The presence of phosphate also decreased perchlorate adsorption, in a concentration-dependent manner, indicating that perchlorate and phosphate anions compete for similar adsorption sites. Perchlorate adsorption was decreased by 4.3%, 33.6%, and 47.8% with 50 mg/L, 500 mg/L, and 1000 mg/L PO₄ ³⁻, respectively. Indeed, phosphate had a stronger effect on perchlorate adsorption than nitrate (Figure 2(b)), likely owing to greater electrostatic forces of phosphate consequent to its greater charge at the pH studied ( $7.0 \pm 0.5$ ). The stronger competitive effect of phosphate is also evidenced on an equimolar basis (Figure 2(c)). For example, perchlorate adsorption decreased by 10.8% in the presence of 1.5 mM PO₄ ³⁻ but decreased by only 5.11% in the presence of 1.5 mM NO₃ ⁻. Within the range studied, the competitive effect of phosphate on perchlorate adsorption by MR was $1.5 \pm 0.2$ times greater than the effect of nitrate at the same molar concentration.

3.3. Perchlorate Isotherm Studies in the Presence of Competing Anions

Equilibrium tests were performed to determine the MR adsorption capacity for perchlorate in the presence of phosphate and nitrate in binary perchlorate-phosphate and perchlorate-nitrate systems (Figure 3).
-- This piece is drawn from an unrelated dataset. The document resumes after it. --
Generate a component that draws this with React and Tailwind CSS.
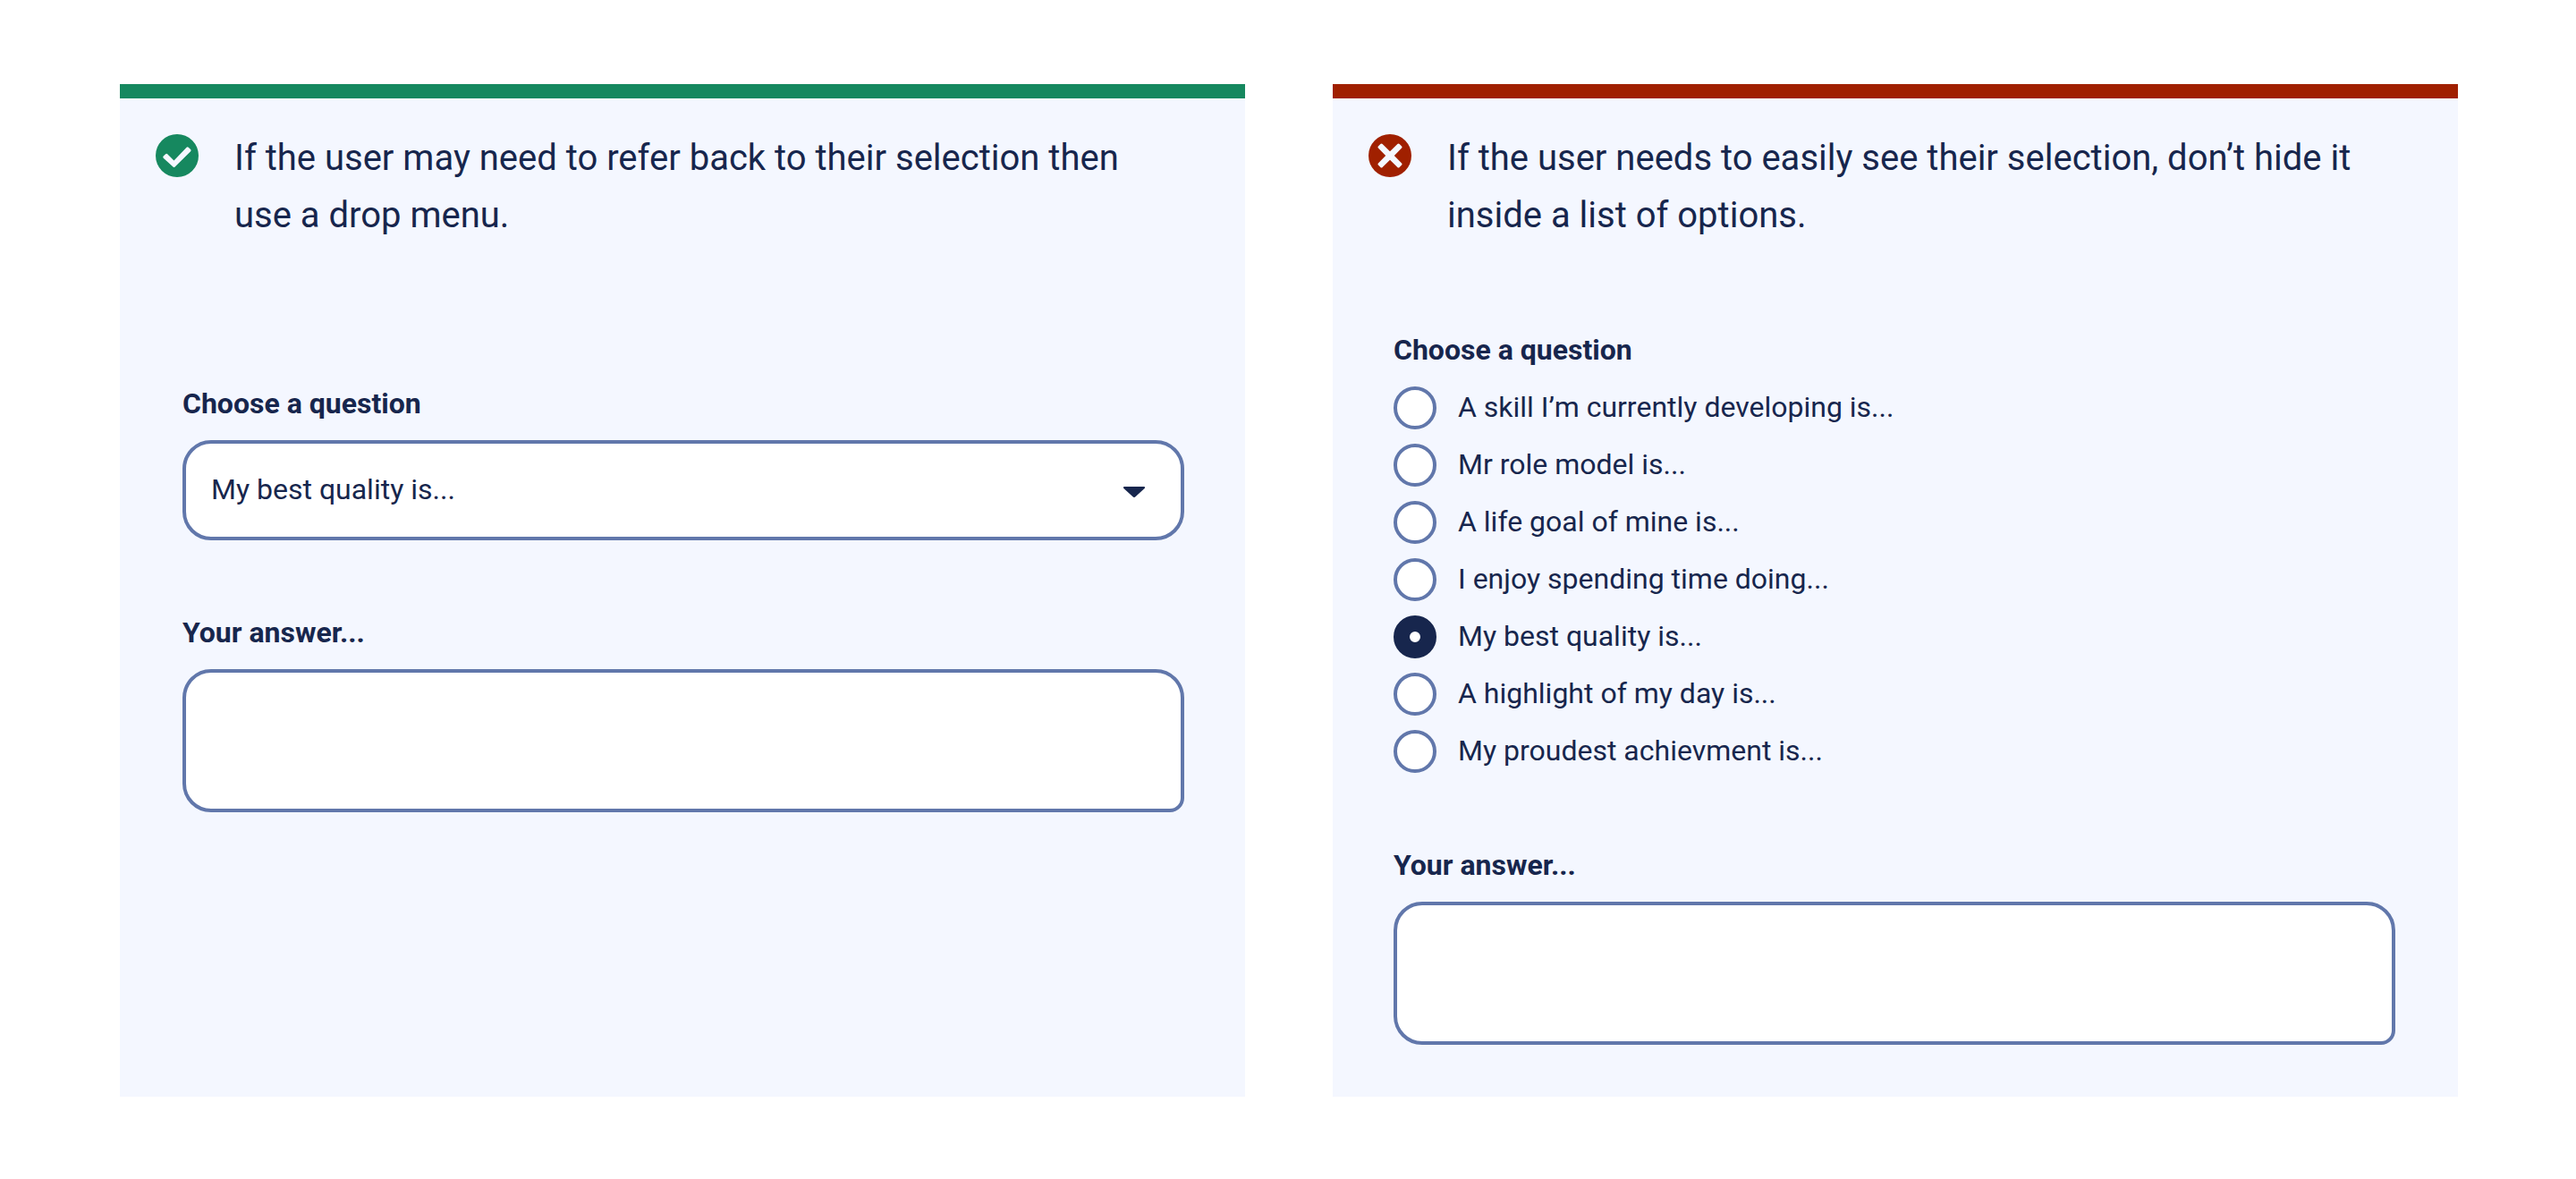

MR (0.1 g) was added to 50 mL of tap water containing 0, 3, 10, 30, 50, 100, 150, 300, 500, 700, or 900 mg/L ClO₄ ⁻, with all samples containing either 250 mg/L NO₃ ⁻ or 50 mg/L PO₄ ³⁻. As shown in Figure 3, the presence of either additional anion decreased perchlorate adsorption for the entire concentration range studied (0–900 mg/L ClO₄ ⁻), and the competitive effect was greater at higher initial perchlorate concentrations. That is, the perchlorate adsorption $(q_{e})$ values obtained for the perchlorate-nitrate and perchlorate-phosphate systems showed quite small divergences from values obtained in the perchlorate-only system at low starting ion concentration $(C_{e})$ values (i.e., ≤50 mg/L). At $C_{e}$ values ≥100 mg/L, the $q_{e}$ values obtained in dual-ion system experiments were notably less than those seen with perchlorate alone. The perchlorate-nitrate system showed the widest gaps in $q_{e}$ values versus perchlorate alone in the 100–500 mg/L $C_{e}$ range, while the perchlorate-phosphate system showed a progressively widening gap versus perchlorate alone at increasing $C_{e}$ values from 100 ng/L onward (Figure 3). Similar findings have been reported in the literature [5].

Figure 3

Effect of anions on perchlorate adsorption by MR and the fitted L-F model. Initial $[N {O_{3}}^{-}] = 250$ mg/L; initial $[P {O_{4}}^{3 -}] = 50$ mg/L.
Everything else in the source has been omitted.